Palo Alto: Perseverance Press, 2011. $15.95

The headlines grab attention:  A sweltering, killing heat wave; bloody protests and deadly revolution threatened abroad; strikes against major corporations; anti-union legislation; corrupt government; hostility to immigrants. Where and when are we? The United States in 2011? No, we’re in 1905, Teddy Roosevelt is president, thanks to the assassination of William McKinley by an anarchist, and both heat and crime grip South Bend, Indiana.

Hilda Cavanaugh, née Johansson, Swedish immigrant and former housemaid who is now a respectable, middle-class lady, is pregnant with her first child. She is also bored to the point of depression. Made more miserable by a sweltering heat wave that wilts her husband Patrick’s collars by noon, Hilda drives all around her to distraction until her attention is diverted to the wreck of the Twentieth Century Flier. The train flew off the tracks and killed several people. It is an open question whether it is accident or sabotage. A deadly fire shortly after the crash threatens the Cavanaughs’s livelihood, the family black sheep shows up to cause pain and suffering, and underhanded shenanigans associated with “union organizers” cause problems at the Studebaker factory. Despite increasing danger, Hilda refuses to stop until the villains are brought to justice.

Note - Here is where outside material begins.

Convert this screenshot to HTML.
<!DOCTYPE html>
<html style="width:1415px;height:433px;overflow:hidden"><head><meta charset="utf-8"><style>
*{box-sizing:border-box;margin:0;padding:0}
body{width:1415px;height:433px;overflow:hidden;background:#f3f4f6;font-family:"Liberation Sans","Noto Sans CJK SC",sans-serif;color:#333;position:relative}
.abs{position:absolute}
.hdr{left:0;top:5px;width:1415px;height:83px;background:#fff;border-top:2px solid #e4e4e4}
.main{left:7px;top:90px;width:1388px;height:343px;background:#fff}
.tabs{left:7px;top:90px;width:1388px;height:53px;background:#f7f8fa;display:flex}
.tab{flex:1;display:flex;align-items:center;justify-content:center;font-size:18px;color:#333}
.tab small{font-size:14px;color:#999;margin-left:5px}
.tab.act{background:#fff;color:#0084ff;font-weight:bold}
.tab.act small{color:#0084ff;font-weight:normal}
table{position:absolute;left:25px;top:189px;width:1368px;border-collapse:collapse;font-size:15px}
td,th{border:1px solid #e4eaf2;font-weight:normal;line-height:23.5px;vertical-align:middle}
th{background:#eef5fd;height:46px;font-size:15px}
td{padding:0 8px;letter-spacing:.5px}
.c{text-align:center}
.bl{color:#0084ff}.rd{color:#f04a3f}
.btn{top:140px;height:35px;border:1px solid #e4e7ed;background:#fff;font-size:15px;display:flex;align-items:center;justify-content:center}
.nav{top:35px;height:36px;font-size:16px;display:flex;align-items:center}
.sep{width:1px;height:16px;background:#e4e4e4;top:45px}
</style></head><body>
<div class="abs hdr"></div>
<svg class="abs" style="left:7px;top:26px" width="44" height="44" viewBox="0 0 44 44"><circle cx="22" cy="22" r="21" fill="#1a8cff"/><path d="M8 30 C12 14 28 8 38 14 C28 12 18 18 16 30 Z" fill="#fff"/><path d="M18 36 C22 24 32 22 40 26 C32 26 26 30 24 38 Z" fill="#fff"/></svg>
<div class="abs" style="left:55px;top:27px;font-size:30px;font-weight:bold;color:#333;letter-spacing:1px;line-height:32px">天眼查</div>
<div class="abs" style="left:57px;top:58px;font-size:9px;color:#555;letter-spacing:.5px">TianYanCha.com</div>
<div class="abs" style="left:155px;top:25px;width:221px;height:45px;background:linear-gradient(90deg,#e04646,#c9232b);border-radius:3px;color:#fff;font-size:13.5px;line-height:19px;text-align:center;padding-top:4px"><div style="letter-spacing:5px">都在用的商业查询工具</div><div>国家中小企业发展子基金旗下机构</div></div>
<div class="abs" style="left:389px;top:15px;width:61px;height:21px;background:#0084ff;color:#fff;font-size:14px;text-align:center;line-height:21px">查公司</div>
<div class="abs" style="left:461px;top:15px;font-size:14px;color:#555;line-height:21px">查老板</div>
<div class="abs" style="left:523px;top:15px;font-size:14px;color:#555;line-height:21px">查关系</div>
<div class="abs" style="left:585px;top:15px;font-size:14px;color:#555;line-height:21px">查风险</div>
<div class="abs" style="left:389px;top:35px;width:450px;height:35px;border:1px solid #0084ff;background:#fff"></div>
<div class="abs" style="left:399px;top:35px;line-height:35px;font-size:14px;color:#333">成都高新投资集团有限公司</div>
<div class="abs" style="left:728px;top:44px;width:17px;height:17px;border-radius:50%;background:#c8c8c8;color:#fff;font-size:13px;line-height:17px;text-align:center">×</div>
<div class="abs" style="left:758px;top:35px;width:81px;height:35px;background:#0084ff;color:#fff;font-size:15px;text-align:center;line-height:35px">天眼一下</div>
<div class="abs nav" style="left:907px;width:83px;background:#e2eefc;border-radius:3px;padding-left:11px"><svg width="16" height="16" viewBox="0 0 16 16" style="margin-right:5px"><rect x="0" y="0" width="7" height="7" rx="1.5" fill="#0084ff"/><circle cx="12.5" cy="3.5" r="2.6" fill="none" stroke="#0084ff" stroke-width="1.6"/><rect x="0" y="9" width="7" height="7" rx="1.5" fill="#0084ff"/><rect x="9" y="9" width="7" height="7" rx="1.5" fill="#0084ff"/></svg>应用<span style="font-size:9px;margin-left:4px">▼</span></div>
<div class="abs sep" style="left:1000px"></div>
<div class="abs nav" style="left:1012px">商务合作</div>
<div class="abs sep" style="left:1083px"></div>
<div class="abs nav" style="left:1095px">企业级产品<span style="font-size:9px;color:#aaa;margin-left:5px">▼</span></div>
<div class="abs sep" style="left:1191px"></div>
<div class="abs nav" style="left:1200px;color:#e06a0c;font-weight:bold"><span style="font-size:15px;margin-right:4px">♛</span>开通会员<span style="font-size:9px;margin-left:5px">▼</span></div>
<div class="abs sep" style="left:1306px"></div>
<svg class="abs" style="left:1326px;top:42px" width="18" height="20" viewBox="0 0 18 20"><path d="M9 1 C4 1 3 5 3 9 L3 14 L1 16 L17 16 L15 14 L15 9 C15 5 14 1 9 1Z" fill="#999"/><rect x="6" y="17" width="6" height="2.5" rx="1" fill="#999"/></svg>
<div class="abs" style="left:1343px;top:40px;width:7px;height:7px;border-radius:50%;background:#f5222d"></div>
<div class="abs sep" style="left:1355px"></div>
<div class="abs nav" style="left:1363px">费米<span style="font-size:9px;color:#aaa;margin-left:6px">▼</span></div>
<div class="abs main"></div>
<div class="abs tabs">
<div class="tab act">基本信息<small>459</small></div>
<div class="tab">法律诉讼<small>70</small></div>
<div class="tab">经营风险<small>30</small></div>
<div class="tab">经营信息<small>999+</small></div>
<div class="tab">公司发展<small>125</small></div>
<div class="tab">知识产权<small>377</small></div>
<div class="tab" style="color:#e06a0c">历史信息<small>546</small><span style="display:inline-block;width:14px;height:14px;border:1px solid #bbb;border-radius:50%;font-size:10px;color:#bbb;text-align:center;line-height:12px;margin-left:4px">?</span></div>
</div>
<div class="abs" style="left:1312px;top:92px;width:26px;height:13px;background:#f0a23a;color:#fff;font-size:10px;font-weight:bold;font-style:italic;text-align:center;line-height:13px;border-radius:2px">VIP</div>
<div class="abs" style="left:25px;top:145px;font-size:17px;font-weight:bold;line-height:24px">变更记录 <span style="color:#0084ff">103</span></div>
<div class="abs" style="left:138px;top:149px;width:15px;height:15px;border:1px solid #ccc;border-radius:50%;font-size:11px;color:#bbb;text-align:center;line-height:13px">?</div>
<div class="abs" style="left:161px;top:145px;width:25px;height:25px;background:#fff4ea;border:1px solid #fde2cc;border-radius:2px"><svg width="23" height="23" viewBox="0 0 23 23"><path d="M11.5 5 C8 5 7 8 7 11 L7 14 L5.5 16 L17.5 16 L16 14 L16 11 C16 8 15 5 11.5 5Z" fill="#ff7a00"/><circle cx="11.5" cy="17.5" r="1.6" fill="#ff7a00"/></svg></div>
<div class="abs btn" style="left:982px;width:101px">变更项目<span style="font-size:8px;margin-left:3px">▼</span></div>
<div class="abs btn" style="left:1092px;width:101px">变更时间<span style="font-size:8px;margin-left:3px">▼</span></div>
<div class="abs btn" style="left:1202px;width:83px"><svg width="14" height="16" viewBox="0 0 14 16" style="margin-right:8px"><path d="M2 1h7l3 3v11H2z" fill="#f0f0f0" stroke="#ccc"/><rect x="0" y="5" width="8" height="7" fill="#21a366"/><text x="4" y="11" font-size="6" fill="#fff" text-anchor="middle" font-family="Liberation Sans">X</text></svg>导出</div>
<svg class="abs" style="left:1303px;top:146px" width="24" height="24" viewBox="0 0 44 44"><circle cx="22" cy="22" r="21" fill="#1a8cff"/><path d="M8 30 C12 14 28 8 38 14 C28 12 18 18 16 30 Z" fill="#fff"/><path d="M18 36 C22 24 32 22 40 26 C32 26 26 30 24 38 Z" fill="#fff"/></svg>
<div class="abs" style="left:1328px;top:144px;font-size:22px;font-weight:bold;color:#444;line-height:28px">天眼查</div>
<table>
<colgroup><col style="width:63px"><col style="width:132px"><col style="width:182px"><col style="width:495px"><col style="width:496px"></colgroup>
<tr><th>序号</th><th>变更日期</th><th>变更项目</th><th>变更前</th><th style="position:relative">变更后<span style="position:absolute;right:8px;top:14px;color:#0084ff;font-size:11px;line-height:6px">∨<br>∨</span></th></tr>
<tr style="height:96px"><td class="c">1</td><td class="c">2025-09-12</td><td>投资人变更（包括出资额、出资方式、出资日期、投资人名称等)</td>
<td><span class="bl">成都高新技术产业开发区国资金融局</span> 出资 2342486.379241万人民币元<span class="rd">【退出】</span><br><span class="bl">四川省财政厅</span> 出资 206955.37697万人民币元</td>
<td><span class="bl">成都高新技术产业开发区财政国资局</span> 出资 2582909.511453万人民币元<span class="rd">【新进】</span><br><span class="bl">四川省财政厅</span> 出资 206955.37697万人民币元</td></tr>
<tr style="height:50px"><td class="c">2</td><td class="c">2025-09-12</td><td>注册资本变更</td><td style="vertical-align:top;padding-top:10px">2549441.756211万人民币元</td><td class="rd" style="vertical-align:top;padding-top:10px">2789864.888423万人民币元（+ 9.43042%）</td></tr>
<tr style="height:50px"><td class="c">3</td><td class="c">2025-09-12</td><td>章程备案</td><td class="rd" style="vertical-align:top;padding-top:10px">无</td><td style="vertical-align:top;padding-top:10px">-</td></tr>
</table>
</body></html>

To achieve that goal, Hilda has to get around two major hurdles--her new social status and her pregnancy. Because of her pregnancy, Hilda cannot leave her home, save to go to church. (Readers are told this to the point of annoyance.) Further complicating matters, her new social status takes out of the realm of servants and servants’s talk and changes how she can address people, if she can talk to them at all. "Hilda felt herself blushing. It was difficult, this transition from servant to lady. She and John [Bolton, the Studebaker's coachman] had been friends, easy in one another's company. . . " (47). Now, a social gulf exists between them. Of necessity, Hilda breaks conventions in varying and shocking ways--some dictated by necessity, some by her curiosity--but we feel her anxiety and frustration every time. 

Still, Hilda tries to be good. She gets others to do the legwork for her--her family, Patrick, his family, the cops, even the reprobate John Bolton--where she can. Sometimes, co-operation is grudgingly given because her agents are as awkward and uncomfortable as she is. She sorts through the information as it comes in from her agents, and she analyses it, usually with clear logic. At one point, however, her thought process jumps to an entirely too convenient remembrance. That said, Hilda’s skillful sleuthing, albeit at a frustrating remove, allows her to construct a web that succeeds in catching the criminals.

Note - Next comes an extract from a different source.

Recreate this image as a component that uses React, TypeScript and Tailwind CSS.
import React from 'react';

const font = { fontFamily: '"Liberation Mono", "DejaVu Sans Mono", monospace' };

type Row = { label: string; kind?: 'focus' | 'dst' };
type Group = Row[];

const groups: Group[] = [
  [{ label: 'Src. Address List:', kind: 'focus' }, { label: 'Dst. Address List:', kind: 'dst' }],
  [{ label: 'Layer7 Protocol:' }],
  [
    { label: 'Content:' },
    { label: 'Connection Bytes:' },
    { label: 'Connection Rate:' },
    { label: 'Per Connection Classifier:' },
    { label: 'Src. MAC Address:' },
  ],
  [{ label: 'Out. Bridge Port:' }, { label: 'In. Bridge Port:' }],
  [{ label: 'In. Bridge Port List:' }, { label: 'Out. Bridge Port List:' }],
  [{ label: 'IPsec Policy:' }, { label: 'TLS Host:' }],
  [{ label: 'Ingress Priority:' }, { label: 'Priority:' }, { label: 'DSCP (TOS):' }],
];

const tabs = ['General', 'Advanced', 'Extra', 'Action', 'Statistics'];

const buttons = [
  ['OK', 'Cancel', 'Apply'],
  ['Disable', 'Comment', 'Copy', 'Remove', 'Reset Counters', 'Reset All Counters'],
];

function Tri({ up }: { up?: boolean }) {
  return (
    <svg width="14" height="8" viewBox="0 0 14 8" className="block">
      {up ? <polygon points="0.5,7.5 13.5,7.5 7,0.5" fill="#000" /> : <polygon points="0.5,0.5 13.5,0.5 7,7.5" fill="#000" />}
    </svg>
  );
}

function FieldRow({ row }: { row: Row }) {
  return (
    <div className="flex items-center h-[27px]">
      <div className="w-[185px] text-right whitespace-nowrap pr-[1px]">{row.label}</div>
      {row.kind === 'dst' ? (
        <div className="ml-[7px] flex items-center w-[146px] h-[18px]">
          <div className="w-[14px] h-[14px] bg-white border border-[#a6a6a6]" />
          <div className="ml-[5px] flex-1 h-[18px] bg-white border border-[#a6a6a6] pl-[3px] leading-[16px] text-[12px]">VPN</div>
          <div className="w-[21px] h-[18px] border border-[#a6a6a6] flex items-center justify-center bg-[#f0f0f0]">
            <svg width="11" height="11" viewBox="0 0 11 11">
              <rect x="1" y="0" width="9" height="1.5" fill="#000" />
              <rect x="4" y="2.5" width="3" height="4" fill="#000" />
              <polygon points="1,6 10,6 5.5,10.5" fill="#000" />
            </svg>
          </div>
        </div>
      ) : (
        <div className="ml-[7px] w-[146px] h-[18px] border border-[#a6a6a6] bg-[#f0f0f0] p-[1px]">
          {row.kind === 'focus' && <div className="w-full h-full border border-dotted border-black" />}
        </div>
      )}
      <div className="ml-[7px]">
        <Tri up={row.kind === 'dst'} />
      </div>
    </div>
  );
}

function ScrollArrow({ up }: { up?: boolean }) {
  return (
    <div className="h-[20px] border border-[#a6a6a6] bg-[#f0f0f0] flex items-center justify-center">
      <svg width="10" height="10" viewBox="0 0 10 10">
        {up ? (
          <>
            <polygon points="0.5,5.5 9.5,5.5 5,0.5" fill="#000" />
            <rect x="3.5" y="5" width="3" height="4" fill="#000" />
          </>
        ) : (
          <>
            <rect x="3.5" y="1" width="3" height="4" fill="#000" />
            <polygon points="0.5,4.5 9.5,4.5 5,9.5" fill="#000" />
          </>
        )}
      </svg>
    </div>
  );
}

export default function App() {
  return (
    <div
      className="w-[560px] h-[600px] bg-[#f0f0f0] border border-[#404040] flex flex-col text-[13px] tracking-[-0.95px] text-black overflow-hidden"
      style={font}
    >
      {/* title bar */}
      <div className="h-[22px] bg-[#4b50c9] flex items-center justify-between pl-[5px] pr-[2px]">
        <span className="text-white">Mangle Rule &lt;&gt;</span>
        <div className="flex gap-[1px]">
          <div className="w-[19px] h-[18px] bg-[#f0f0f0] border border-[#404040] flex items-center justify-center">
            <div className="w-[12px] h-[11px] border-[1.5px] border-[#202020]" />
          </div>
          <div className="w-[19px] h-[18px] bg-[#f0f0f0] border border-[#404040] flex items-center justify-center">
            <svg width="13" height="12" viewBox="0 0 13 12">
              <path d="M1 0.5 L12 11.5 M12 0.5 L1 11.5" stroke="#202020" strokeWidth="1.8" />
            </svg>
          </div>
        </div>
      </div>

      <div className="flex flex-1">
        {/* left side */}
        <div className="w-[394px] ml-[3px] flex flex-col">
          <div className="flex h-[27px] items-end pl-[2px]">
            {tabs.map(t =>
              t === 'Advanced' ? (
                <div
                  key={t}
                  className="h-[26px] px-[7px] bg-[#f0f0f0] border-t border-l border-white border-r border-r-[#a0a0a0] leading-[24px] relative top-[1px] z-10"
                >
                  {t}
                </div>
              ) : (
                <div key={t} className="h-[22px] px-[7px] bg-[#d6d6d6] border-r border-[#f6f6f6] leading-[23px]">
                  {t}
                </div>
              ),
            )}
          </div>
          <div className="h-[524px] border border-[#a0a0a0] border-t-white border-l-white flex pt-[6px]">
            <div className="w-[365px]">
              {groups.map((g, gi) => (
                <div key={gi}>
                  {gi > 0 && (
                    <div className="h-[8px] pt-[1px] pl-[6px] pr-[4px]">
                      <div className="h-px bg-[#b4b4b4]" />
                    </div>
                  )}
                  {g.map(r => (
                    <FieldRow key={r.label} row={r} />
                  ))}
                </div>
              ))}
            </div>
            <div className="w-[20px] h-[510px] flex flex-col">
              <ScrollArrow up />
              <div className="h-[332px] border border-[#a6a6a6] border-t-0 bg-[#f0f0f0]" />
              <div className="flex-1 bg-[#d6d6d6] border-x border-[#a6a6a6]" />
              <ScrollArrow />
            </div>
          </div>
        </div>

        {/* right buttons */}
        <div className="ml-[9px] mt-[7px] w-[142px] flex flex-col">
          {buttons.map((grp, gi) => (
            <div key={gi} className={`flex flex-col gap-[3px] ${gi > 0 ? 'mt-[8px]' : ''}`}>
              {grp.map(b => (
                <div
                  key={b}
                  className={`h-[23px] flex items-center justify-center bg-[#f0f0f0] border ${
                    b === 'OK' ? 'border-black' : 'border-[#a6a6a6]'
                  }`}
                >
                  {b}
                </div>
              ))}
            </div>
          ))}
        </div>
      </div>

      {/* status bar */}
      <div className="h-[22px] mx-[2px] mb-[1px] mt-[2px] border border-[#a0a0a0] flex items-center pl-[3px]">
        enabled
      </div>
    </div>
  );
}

In many ways, this is not so much a whodunit as it a whydunnit. Crime grows organically from its political and social context. In 1905, the age of the robber barons gives way to the age of the progressives though not without a nasty, physical fight. Corruption, money in all its nefarious guises, means power; power must be taken, for it is rarely given up freely. The immigrants, who make up much of the industrial labor force are beginning, however reluctantly, to give up their mutual antagonisms and unionize. In unity, there is both strength and power--enough to make the villains seek to stop it.

The social contexts, both personal and community-wide, provide the great strength of this novel. As usual, they also provide some of the greater weaknesses. There is almost  too much going on, and a reader without a decent grasp of the major themes of this period may well get lost. Some of the criminal connections are rather tenuously made, particularly that of the central villain to New York’s infamous Tammany Hall. The whole story was well contained within South Bend and needed no reach to New York.

Dams uses many deft touches to paint a picture of a socially and politically dynamic period. Hilda Johansson Cavanaugh is a smart and charming character through whose we can see this world. It is a world closer to us than many would care to admit and from which we can still learn much.